Kışanak’ın gönderdiği mektubu şu şekilde:

“Öncelikle hepinize kucak dolusu selamlarımı ve sevgilerimi gönderiyorum. Ben de buradaki diğer arkadaşlar da iyiyiz, coşkulu ve moraliyiz. Herkesin hepinize ayrı ayrı selamları var

 Sizin dışarıda, bizim içeride yürüttüğümüz mücadele duvarları, engelleri aşarak bizleri bir araya getiriyor.

Yerel yönetimlere yönelik siyasi darbe Eylül 2016 da başladı ve günümüze kadar devam ediyor. Dört yıldan beri yerelde halkın iradesi gasp ediliyor. Hem süreci hem kapsamı itibari ile sanırım Türkiye siyasal tarihinde görülmüş “en uzun en kapsamlı” darbe süreci yaşanıyor. Bu saldırının bir kaç boyutu var. Biri tek adam rejimiyle ilgili. Hiç bir şekilde kamu yetkilerini paylaşmak, farklı demokratik yapı ve kurumlara inisiyatif bırakmak istemeyen otoriter bir yönetim, tüm gücü merkezde tek kişide toplamak istiyor.  Bu açıdan bakıldığında ve pandamı sürecinde yaşananlarda göz önünde bulundurulduğunda fiili olarak adım adım yerel demokrasi ortadan kaldırılmak, yerel yönetimler tümden merkezi hükümetin uzantısı haline getirilmek isteniyor.

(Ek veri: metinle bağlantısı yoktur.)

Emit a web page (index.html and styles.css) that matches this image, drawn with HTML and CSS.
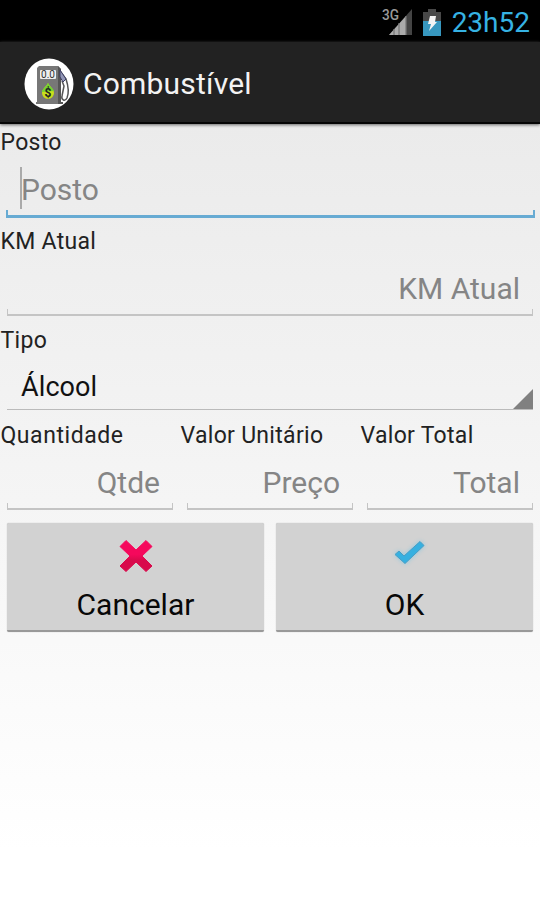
FILE: index.html
```
<!DOCTYPE html>
<html lang="pt-BR">
<head>
<meta charset="utf-8">
<title>Combustível</title>
<link rel="stylesheet" href="styles.css">
</head>
<body>
<header class="status">
  <svg class="signal" width="32" height="30" viewBox="0 0 32 30">
    <path d="M30 1V27H7Z" fill="#444"/>
    <path d="M24 8V27H7Z" fill="#aaa"/>
    <path d="M12 21v6M17 15v12M24 8v19" stroke="#777" stroke-width="1.3"/>
    <text class="network" x="0" y="12" textLength="17" lengthAdjust="spacingAndGlyphs">3G</text>
  </svg>
  <svg class="battery" width="18" height="27" viewBox="0 0 18 27">
    <path d="M5 0h8v3h5v9H0V3h5Z" fill="#484848"/>
    <path d="M0 12h18v15H0Z" fill="#3797bf"/>
    <path d="M7 7h6l-1 6h2L6 22l2-7H5Z" fill="#f4f4f4"/>
  </svg>
  <span class="clock">23h52</span>
</header>
<div class="appbar">
  <svg class="logo" width="50" height="52" viewBox="0 0 50 52">
    <ellipse cx="25" cy="26" rx="24.5" ry="25.5" fill="#fff"/>
    <path d="M15 8h19l3 3v33h2v2H12v-2h1V10Z" fill="#777"/>
    <path d="M34 8l3 3v33h2v2h-5Z" fill="#555"/>
    <rect x="16" y="12" width="16" height="9" rx="1" fill="#eee"/>
    <text class="meter" x="17" y="20" textLength="14" lengthAdjust="spacingAndGlyphs">0.0</text>
    <path d="M24 25c2 4 6 6 6 10a6 6 0 0 1-12 0c0-4 4-6 6-10Z" fill="#c9df1b"/>
    <path d="M24 25c2 4 5 5 6 8l-12 1c0-3 4-5 6-9Z" fill="#75d52f"/>
    <text class="dollar" x="24" y="38.500" text-anchor="middle">$</text>
    <path d="M36 13l6 8c2 6 3 14 1 19-2 4-6 2-5-2l2-10-2-5" fill="none" stroke="#555" stroke-width="1.5"/>
    <path d="M36 12l6 9-3 3-3-5Z" fill="#9296b6" stroke="#3b3c62"/>
  </svg>
  <h1>Combustível</h1>
</div>
<main>
  <div class="label"><span>Posto</span></div>
  <div class="field focused"><div class="hint left"><i class="cursor"></i><span>Posto</span></div><div class="line"></div></div>
  <div class="label"><span>KM Atual</span></div>
  <div class="field"><div class="hint"><span>KM Atual</span></div><div class="line"></div></div>
  <div class="label"><span>Tipo</span></div>
  <div class="spinner">
    <span>Álcool</span>
    <svg width="20" height="20" viewBox="0 0 20 20"><path d="M20 0V20H0Z" fill="#808080"/></svg>
  </div>
  <div class="columns">
    <div><div class="label wide"><span>Quantidade</span></div><div class="field"><div class="hint"><span>Qtde</span></div><div class="line"></div></div></div>
    <div><div class="label"><span>Valor Unitário</span></div><div class="field"><div class="hint"><span>Preço</span></div><div class="line"></div></div></div>
    <div><div class="label"><span>Valor Total</span></div><div class="field"><div class="hint"><span>Total</span></div><div class="line"></div></div></div>
  </div>
  <div class="buttons">
    <button type="button">
      <svg width="34" height="34" viewBox="0 0 34 34">
        <defs><linearGradient id="red" x2="0" y2="1"><stop offset=".45" stop-color="#f5085c"/><stop offset=".65" stop-color="#d80a4b"/></linearGradient></defs>
        <path d="M7 1.500L17 11 27 1.500 33 7.500 23 17 33 27 27 32.500 17 23 7 32.500 1 27 11 17 1 7.500Z" fill="url(#red)" stroke="url(#red)" stroke-linejoin="round"/>
      </svg>
      <span>Cancelar</span>
    </button>
    <button type="button">
      <svg class="check" width="42" height="34" viewBox="0 0 42 34">
        <path d="M12 12l5 5L33 2.500 37 6.500 18 24.500 8 15.500Z" fill="#36b0e0" stroke="#4a9dc4" stroke-linejoin="round"/>
      </svg>
      <span>OK</span>
    </button>
  </div>
</main>
</body>
</html>
```
FILE: styles.css
```
* { box-sizing: border-box; }
body {
  margin: 0;
  height: 900px;
  overflow: hidden;
  font-family: Roboto, sans-serif;
  color: #222;
  background: linear-gradient(#ebebeb 124px, #f3f3f3 430px, #fff 850px);
}
.status {
  height: 42px;
  background: #000;
  display: flex;
  justify-content: flex-end;
  align-items: flex-start;
  padding: 8px 10px 0 0;
}
.signal { margin-right: 9px; }
.network { font-size: 14px; font-weight: 500; fill: #999; }
.battery { margin: 1px 11px 0 0; }
.clock { font-size: 28px; line-height: 30px; color: #36b2e3; }
.appbar {
  height: 82px;
  background: #222;
  border-bottom: 2px solid #050505;
  box-shadow: 0 1px 3px #666;
  display: flex;
  align-items: center;
  padding: 3px 0 0 24px;
}
.logo { margin-right: 9px; }
.meter { font-size: 10px; fill: #333; }
.dollar { font-size: 12px; font-weight: 700; fill: #222; }
h1 { margin: 0; font-size: 30px; font-weight: 400; color: #f3f3f3; letter-spacing: .2px; }
.label { height: 35px; line-height: 38px; padding-left: .5px; font-size: 23px; letter-spacing: .3px; white-space: nowrap; }
.label.wide { letter-spacing: .55px; }
.field { height: 64px; padding: 0 6px; display: flex; flex-direction: column; }
.hint {
  height: 51px;
  padding: 10px 14px 0 14px;
  display: flex;
  align-items: center;
  justify-content: flex-end;
  font-size: 30px;
  color: #858585;
}
.hint.left { justify-content: flex-start; }
.cursor { width: 2px; height: 42px; background: #aaa; margin: -4px -1px 0 0; }
.line { height: 7px; margin: 0 1px; border: 1px solid #c4c4c4; border-bottom-width: 2px; border-top: 0; }
.focused .line { height: 8px; margin: 0 -1px 0 0; border-color: #67abd3; border-width: 0 2px 3px; }
.spinner {
  height: 53px;
  margin: 0 7px;
  padding-left: 14px;
  border-bottom: 1px solid #bbb;
  display: flex;
  justify-content: space-between;
  align-items: flex-end;
  font-size: 27px;
  letter-spacing: .1px;
  color: #111;
}
.spinner span { line-height: 44px; }
.columns { display: grid; grid-template-columns: repeat(3, 1fr); padding-top: 7px; }
.buttons { display: grid; grid-template-columns: 1fr 1fr; gap: 12px; padding: 7px 7px 0 7px; }
button {
  height: 109px;
  padding: 16px 0 0;
  border: 0;
  border-bottom: 2px solid #999;
  border-radius: 2px;
  background: #d2d2d2;
  box-shadow: 0 0 1px #aaa;
  display: flex;
  flex-direction: column;
  align-items: center;
  font: 30px/36px Roboto, sans-serif;
  color: #080808;
}
button span { margin-top: 14px; }
.check { margin-left: 7px; filter: drop-shadow(0 0 2px #8bc8e0); }
```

Bir diğeri Kürt sorunu ile ilgilidir. Hem yerel hem genel temsiliyete yönelik siyasi operasyonlar, bu ülkede hala “yurttaşlık” sorunu yaşandığını gösteriyor.  Dört yıldan beri yerel yönetimler de “yurtaşlık hakkı”  elinden alınan, kullandığı oy-iradesi gasp edilen bir halkın, yönetime katılma imkanları tümden ortadan kalkmıştır. Bu bir kölelik statüsüdür. Ve asla kabul edilemez. Kimlik haklarımızı, kültürel haklarımız kullanabilmek için mücadele ederken, daha geniş siyasi haklar ve yönetimde adil temsiliyet talep ederken, en temel hakkımız olan “iradesini sandıkta gösterme-oy kullanma” hakkımız gasp edildi.

Saldırının diğer boyutu kadın iradesine ve kazanımlarınadır. Kadınlar olarak bizler, yerel yönetimlerde de diğer alanlarda olduğu gibi önemli kazanımları mücadele ederek sağladık. Üç meclis üyeliği ile başlayıp eş başkanlık ve eş temsiliyetle önemli bir aşamaya taşıdığımız kadın iradesi, dünya deneyimlerinde tektir. Eş başkanlık bir kadın ile bir erkeğin iktidar paylaşımı değildir. Eş başkanlık, kadın bakış açısının yerel yönetimlere yön vermesi ve kentlerimizin yaşam alanlarımızın toplumsal cinsiyet eşitliği hedeflerine göre yönetilmesi amacıyla, eşit temsiliyet ve kollektif yönetim anlayışının hayata geçirilmesidir. Bu da öyle teknik bir düzenleme ya da siyasi bir karar değil, bir zihniyet devrimi gerektiriyor. Yoğun bir mücadele gerektiriyor. Yoğunlaşan kadın mücadelesinin ve açığa çıkardığı kazanımları bu sebeple daha güçlü sahiplenip bir adım öteye taşımalıyız. Bunu yapacak gücümüz var, başaracak umudumuz ve kararlılığımız var. Yeterli dayanışmamızı diri tutalım.

Bizler, bize dayatılan “kölelik” düzeyini kabul etmedik, etmeyeceğiz. Daha güçlü bir mücadele ile otoriter-tekçi ve köleliği dayatan bu zihniyete karşı, demokrasiyi kazanacağız, özgürlüğü kazanacağız.

Hepinizi yeniden ayrı ayrı kucaklıyor, başarılar diliyorum.”

Daha sonra HDP eski Eş Genel Başkanı Figen Yüksekdağ ve Gültan Kışanak’ın yaşamından kesitler okundu.

Eylem alkış ve sloganlar eşliğinde son buldu.